Malay, producer of the song, answered this on a Reddit AMA:

"Intro to monks was done all with arturia stuff and a moog voyager"

“Monks” is, among other things, about Frank’s relationship with a series of women attending his concerts. He positions each concert as a religious experience. Worship is baked into the text of “Monks.” Frank is on a literal pedestal: the stage. The women of the track are inclined to see him as holier than, simply because he is an artist. And as Frank alludes (“African girl speaks in English accent / Likes to fuck boys in bands”), the women of the track are no strangers to this exchange of energy. Power imbalances aside, “Monks” rests on the power of lust. Frank is forthright about the sex: “Likes to watch Westerns / And ride me without the hands.” But it is within the subtext of “Monks” that we find our meaning. That is, we discover “Monks” is a warning on the perils of worship through the lens of lust.

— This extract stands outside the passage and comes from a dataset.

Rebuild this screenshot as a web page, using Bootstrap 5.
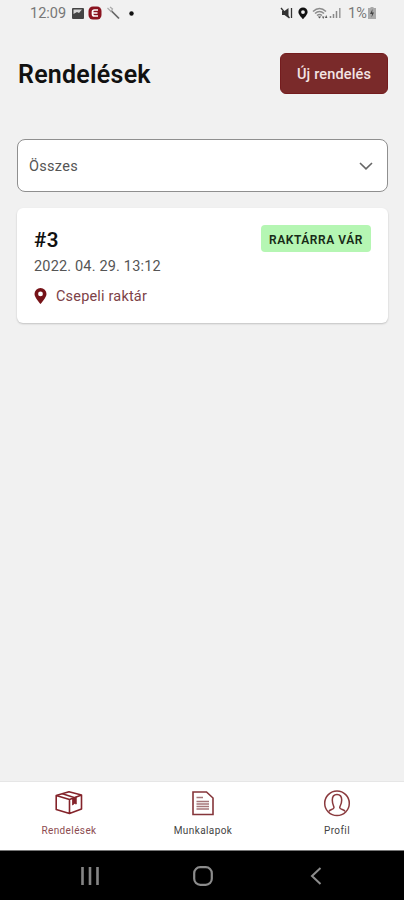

For one, the mention of “Westerns” sets us up to understand the dynamic of groupie and artist and as an indictment of American ideals. Our society is responsible for propping Frank up on his pedestal simply because we see him on the stage. Capitalism has manufactured the cult of celebrity to sell us the narrative the talented are inherently better than us. True, Frank is using sex instead of sales, but in a nation where sex and money are linked in more ways than one, we’re not exactly stretching our reading.